→ **SET TASK**
Write out the material again exactly, please, and omit the pictures.

•••

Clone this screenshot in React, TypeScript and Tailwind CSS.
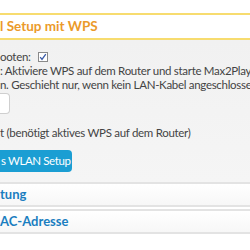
import React from "react";

export default function App() {
  const font = { fontFamily: 'Lato, "DejaVu Sans", sans-serif' };
  return (
    <div className="w-[250px] h-[250px] overflow-hidden bg-white text-[#444]" style={font}>
      <div className="h-[13px]" />
      <div className="border-y-2 border-[#f7dc6f] bg-white h-[27px] flex items-center overflow-hidden">
        <span className="text-[13.5px] font-bold text-[#eb9a2a] whitespace-nowrap">l Setup mit WPS</span>
      </div>
      <div className="bg-gradient-to-b from-[#f1f1f1] to-[#f5f5f5] h-[142px] pt-[9px] text-[11.5px] tracking-[-0.3px] whitespace-nowrap overflow-hidden">
        <div className="flex items-center h-[15px] gap-[7px]">
          <span>ooten:</span>
          <span className="w-[10px] h-[10px] border border-[#8a8a8a] bg-white flex items-center justify-center">
            <svg width="8" height="8" viewBox="0 0 8 8"><path d="M1.2 4.2 L3 6.5 L6.8 1.2" stroke="#3b5ca8" strokeWidth="1.3" fill="none" /></svg>
          </span>
        </div>
        <div className="leading-[14px]">: Aktiviere WPS auf dem Router und starte Max2Play</div>
        <div className="leading-[14px]">n. Geschieht nur, wenn kein LAN-Kabel angeschlossen</div>
        <div className="mt-[1px] w-[10px] h-[21px] border border-[#cfcfcf] border-l-0 rounded-r-[4px] bg-white" />
        <div className="mt-[12px] leading-[14px]">t (benötigt aktives WPS auf dem Router)</div>
        <div className="mt-[10px] w-[72px] h-[22px] bg-[#1b9ed3] rounded-r-[4px] text-white flex items-center pl-[1px] text-[11.5px] tracking-[-0.4px]">s WLAN Setup</div>
      </div>
      <div className="border-y-2 border-[#e3e3e3] bg-gradient-to-b from-white to-[#f7f7f7] h-[25px] flex items-center">
        <span className="text-[13px] font-bold text-[#1a7ec0]">tung</span>
      </div>
      <div className="mt-[2px] border-y-2 border-[#e3e3e3] bg-gradient-to-b from-white to-[#f7f7f7] h-[25px] flex items-center">
        <span className="text-[13px] font-bold text-[#1a7ec0]">AC-Adresse</span>
      </div>
    </div>
  );
}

•••

→ **SOLUTION FOR THIS EXERCISE**
Clone this screenshot in React, TypeScript and Tailwind CSS.
import React from "react";

export default function App() {
  const font = { fontFamily: 'Lato, "DejaVu Sans", sans-serif' };
  return (
    <div className="w-[250px] h-[250px] overflow-hidden bg-white text-[#444]" style={font}>
      <div className="h-[13px]" />
      <div className="border-y-2 border-[#f7dc6f] bg-white h-[27px] flex items-center overflow-hidden">
        <span className="text-[13.5px] font-bold text-[#eb9a2a] whitespace-nowrap">l Setup mit WPS</span>
      </div>
      <div className="bg-gradient-to-b from-[#f1f1f1] to-[#f5f5f5] h-[142px] pt-[9px] text-[11.5px] tracking-[-0.3px] whitespace-nowrap overflow-hidden">
        <div className="flex items-center h-[15px] gap-[7px]">
          <span>ooten:</span>
          <span className="w-[10px] h-[10px] border border-[#8a8a8a] bg-white flex items-center justify-center">
            <svg width="8" height="8" viewBox="0 0 8 8"><path d="M1.2 4.2 L3 6.5 L6.8 1.2" stroke="#3b5ca8" strokeWidth="1.3" fill="none" /></svg>
          </span>
        </div>
        <div className="leading-[14px]">: Aktiviere WPS auf dem Router und starte Max2Play</div>
        <div className="leading-[14px]">n. Geschieht nur, wenn kein LAN-Kabel angeschlossen</div>
        <div className="mt-[1px] w-[10px] h-[21px] border border-[#cfcfcf] border-l-0 rounded-r-[4px] bg-white" />
        <div className="mt-[12px] leading-[14px]">t (benötigt aktives WPS auf dem Router)</div>
        <div className="mt-[10px] w-[72px] h-[22px] bg-[#1b9ed3] rounded-r-[4px] text-white flex items-center pl-[1px] text-[11.5px] tracking-[-0.4px]">s WLAN Setup</div>
      </div>
      <div className="border-y-2 border-[#e3e3e3] bg-gradient-to-b from-white to-[#f7f7f7] h-[25px] flex items-center">
        <span className="text-[13px] font-bold text-[#1a7ec0]">tung</span>
      </div>
      <div className="mt-[2px] border-y-2 border-[#e3e3e3] bg-gradient-to-b from-white to-[#f7f7f7] h-[25px] flex items-center">
        <span className="text-[13px] font-bold text-[#1a7ec0]">AC-Adresse</span>
      </div>
    </div>
  );
}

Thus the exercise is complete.